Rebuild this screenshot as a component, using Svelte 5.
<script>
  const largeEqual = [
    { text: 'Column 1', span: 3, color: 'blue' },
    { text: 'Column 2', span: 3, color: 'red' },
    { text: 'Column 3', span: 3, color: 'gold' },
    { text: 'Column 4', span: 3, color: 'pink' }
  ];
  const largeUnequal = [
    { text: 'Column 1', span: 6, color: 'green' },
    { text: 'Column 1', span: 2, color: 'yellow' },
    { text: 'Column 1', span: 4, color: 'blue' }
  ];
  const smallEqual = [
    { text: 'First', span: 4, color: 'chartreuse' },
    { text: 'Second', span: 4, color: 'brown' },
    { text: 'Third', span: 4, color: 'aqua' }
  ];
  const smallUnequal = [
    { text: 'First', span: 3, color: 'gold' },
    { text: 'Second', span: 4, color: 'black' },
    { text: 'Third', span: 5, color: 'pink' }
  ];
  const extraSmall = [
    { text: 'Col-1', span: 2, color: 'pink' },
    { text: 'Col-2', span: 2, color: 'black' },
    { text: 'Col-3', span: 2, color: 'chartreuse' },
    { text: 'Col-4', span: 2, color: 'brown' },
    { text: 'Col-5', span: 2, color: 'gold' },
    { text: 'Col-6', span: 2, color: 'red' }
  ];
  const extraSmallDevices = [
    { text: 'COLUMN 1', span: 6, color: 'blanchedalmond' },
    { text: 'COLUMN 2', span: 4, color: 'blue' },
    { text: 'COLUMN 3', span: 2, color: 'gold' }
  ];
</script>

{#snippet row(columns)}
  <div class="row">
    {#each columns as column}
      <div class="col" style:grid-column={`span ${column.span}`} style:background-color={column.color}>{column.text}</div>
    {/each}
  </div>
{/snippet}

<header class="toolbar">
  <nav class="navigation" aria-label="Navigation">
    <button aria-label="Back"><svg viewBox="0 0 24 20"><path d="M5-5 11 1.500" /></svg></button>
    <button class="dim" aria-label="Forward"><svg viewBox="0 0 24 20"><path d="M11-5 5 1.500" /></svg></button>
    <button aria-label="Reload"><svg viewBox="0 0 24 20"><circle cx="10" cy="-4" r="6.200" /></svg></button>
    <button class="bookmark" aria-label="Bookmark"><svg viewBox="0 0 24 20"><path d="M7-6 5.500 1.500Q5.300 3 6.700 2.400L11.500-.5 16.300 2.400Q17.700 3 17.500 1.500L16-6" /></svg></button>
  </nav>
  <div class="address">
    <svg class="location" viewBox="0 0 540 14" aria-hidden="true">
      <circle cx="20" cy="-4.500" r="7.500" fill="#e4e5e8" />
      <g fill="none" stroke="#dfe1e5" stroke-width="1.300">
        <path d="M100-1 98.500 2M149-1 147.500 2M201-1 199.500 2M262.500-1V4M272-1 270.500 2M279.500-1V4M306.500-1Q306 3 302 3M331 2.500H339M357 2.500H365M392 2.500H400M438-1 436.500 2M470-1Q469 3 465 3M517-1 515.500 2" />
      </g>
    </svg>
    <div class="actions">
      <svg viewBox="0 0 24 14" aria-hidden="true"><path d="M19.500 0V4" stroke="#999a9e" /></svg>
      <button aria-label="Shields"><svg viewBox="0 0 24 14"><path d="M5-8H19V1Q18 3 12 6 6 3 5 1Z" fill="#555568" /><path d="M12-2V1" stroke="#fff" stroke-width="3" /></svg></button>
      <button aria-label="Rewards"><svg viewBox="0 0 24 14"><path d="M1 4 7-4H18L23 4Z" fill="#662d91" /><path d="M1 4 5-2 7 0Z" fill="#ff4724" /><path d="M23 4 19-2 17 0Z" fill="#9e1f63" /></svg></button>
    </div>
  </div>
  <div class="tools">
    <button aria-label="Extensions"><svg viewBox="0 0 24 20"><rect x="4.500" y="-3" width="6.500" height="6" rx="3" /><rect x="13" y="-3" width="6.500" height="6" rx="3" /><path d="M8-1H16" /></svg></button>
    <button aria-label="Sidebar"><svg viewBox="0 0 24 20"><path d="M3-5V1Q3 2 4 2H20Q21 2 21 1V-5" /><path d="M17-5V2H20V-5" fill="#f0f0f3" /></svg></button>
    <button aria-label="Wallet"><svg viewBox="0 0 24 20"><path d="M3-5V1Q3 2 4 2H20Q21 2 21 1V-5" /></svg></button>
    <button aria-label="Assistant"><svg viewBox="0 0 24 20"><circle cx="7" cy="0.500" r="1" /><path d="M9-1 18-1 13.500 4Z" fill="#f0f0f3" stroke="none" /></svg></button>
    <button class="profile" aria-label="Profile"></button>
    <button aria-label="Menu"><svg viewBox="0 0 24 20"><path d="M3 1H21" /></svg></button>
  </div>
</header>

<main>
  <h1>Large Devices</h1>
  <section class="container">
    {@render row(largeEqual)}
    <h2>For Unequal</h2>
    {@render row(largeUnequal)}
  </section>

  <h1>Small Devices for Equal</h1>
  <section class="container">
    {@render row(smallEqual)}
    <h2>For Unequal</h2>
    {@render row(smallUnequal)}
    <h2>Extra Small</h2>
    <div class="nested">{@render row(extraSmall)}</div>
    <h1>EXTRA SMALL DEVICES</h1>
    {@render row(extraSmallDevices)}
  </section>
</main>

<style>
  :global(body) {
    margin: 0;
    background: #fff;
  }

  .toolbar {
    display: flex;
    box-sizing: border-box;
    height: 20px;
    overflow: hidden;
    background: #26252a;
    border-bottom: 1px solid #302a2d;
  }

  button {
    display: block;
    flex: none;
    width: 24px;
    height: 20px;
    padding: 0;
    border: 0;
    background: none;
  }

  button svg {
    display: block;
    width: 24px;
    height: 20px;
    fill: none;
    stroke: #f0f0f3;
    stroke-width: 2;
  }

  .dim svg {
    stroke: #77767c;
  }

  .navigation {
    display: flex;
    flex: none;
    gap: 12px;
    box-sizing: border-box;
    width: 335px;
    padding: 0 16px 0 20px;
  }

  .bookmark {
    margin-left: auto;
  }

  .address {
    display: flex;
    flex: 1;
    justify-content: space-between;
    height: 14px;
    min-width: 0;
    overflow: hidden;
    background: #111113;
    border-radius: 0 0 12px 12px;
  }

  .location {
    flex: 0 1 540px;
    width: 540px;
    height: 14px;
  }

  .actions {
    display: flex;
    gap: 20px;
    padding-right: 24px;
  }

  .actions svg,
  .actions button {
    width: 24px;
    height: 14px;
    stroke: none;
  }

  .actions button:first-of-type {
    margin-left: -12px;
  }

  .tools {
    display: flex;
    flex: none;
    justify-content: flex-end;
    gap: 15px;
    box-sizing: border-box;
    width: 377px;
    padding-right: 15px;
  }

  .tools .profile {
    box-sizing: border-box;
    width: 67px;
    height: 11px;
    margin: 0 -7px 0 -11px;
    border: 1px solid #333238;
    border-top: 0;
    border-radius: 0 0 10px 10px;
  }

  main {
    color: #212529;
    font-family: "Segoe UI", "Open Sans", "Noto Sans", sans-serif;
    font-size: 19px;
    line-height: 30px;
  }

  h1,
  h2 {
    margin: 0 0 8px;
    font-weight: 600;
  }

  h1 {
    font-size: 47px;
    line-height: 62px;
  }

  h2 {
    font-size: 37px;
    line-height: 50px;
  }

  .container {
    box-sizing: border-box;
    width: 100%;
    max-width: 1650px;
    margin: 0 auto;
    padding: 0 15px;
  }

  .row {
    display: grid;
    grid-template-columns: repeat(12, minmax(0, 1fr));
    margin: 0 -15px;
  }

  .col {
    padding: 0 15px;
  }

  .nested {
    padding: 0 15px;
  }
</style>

****************

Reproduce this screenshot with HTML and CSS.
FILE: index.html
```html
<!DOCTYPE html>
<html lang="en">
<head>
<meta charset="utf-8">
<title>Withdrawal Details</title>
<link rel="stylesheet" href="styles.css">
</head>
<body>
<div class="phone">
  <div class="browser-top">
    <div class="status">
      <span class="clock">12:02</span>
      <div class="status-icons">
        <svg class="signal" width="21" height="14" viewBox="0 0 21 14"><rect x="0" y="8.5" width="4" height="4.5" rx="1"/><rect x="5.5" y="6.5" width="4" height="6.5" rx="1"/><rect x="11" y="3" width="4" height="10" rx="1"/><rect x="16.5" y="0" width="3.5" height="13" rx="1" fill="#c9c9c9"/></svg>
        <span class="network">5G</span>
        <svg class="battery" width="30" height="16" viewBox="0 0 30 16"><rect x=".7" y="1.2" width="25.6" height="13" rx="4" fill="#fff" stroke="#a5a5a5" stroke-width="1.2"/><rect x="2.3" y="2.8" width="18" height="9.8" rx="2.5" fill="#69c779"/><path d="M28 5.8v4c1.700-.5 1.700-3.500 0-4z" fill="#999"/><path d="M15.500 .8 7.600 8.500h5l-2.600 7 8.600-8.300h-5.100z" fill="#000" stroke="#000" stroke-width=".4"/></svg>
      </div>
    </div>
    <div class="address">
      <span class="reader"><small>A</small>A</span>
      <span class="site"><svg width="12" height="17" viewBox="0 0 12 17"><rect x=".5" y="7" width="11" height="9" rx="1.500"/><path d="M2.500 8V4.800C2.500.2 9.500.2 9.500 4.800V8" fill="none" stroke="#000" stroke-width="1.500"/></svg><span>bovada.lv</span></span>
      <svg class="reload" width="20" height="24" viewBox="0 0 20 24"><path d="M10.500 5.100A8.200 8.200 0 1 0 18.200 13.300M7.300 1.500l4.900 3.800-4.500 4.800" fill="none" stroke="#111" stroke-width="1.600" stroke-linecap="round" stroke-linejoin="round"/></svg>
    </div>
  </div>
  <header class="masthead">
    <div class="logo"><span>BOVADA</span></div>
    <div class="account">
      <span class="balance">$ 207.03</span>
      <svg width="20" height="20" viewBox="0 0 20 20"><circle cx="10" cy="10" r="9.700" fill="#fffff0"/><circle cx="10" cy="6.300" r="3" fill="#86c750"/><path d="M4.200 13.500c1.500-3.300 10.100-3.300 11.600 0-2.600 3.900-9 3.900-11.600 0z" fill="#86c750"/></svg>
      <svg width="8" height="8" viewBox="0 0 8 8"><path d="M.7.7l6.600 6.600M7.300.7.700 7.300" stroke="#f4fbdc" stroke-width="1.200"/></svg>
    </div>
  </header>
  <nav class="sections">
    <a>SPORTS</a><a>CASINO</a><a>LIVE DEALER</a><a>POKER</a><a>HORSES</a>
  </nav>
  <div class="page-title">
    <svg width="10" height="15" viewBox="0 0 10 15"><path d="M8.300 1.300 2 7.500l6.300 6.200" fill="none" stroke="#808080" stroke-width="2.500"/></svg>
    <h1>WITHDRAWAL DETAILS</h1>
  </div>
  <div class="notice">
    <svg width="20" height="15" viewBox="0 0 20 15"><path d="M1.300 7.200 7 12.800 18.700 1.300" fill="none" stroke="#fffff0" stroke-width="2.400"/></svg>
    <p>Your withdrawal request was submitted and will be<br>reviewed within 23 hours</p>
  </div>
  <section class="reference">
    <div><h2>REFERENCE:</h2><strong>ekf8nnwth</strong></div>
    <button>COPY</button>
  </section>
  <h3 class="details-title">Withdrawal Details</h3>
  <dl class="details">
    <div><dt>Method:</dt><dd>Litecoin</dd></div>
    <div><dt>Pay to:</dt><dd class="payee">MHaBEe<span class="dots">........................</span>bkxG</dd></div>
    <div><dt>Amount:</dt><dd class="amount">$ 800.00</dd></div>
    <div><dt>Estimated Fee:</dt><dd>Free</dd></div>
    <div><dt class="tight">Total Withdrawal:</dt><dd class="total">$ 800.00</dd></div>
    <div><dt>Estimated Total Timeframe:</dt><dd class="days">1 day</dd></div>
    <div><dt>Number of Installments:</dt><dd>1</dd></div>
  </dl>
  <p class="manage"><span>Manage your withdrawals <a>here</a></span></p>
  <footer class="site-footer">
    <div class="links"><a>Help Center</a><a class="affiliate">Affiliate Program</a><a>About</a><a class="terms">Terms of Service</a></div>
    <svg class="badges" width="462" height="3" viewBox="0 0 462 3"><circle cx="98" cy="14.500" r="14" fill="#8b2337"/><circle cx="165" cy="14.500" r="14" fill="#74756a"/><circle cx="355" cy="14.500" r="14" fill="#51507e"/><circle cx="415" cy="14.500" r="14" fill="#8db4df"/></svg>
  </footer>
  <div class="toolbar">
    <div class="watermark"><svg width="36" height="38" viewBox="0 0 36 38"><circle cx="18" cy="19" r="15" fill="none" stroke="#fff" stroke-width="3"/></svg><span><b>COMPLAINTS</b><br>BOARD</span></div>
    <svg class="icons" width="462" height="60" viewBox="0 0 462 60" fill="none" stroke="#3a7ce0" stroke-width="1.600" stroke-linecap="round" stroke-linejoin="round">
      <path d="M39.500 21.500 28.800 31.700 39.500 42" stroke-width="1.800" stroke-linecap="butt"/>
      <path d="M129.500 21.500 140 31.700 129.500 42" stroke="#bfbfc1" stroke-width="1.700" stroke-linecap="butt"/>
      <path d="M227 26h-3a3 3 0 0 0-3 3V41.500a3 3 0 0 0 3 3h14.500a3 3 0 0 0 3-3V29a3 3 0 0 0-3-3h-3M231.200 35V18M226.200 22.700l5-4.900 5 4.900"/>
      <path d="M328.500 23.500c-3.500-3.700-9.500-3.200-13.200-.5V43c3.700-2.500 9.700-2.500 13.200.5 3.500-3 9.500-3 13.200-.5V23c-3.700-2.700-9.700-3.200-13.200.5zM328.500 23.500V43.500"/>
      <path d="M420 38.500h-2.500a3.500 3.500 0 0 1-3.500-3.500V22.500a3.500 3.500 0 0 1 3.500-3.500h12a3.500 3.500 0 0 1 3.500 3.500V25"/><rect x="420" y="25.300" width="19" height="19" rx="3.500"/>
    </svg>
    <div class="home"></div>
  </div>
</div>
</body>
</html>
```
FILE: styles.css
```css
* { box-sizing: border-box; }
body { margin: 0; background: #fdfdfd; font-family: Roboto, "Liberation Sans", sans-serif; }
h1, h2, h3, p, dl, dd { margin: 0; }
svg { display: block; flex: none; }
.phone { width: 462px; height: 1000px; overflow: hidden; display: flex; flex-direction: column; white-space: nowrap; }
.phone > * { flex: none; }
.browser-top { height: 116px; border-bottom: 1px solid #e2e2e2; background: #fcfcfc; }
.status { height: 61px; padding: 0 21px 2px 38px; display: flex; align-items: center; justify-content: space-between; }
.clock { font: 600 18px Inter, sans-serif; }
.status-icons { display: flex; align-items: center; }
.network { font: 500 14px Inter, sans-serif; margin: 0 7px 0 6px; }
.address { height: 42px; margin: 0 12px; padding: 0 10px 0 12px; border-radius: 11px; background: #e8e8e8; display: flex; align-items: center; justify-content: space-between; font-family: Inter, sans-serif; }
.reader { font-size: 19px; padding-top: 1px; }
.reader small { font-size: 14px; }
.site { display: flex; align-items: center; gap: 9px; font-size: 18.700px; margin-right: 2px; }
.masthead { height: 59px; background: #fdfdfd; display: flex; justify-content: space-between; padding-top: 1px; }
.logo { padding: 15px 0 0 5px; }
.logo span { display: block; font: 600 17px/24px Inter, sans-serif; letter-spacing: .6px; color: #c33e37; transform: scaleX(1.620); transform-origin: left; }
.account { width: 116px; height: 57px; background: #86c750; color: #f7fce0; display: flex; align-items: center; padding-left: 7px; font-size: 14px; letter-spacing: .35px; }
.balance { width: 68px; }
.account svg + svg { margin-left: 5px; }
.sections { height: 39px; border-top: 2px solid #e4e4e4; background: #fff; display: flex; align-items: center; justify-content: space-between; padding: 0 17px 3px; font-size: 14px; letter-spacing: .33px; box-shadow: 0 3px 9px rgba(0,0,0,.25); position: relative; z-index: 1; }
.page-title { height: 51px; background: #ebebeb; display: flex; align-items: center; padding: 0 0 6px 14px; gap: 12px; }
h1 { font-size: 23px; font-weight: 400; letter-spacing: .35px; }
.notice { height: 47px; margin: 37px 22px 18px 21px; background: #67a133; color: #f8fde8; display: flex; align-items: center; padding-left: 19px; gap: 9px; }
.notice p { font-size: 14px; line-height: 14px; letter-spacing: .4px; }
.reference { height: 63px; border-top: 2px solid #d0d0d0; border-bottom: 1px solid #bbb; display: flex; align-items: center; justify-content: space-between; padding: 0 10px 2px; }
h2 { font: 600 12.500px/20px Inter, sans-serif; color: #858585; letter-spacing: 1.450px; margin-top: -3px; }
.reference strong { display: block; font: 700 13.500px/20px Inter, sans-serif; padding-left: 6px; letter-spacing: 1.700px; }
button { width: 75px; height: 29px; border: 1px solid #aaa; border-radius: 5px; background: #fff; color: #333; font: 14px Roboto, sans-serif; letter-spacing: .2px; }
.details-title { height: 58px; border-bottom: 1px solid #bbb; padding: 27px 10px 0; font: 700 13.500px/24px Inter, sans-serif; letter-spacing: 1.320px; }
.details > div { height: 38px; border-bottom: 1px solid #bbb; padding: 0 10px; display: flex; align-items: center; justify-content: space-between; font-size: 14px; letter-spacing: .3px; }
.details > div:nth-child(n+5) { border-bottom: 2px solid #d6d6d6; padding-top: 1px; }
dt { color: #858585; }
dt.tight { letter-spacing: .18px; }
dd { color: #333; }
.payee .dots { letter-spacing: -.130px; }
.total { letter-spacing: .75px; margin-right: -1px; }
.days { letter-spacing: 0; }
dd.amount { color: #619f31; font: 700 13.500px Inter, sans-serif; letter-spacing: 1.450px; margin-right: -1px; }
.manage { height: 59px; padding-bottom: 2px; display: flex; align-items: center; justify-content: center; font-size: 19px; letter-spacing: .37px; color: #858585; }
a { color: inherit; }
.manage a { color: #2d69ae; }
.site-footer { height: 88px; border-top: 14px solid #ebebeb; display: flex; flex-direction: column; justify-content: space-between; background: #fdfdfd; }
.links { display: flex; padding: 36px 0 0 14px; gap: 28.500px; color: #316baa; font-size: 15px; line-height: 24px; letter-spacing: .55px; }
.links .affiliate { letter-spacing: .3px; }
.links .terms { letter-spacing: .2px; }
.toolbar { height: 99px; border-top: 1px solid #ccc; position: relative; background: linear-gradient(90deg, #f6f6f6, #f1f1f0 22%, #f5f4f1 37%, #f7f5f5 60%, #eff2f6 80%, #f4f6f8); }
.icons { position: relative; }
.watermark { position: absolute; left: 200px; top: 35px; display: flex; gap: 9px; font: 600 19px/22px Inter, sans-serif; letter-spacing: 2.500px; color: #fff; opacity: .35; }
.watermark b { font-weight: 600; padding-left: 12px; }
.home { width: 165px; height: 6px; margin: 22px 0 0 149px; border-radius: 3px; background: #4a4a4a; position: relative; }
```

****************

Your task is to report how many lines of the material include the string "screenshot". Give the number and no other words.

■ Written response: 2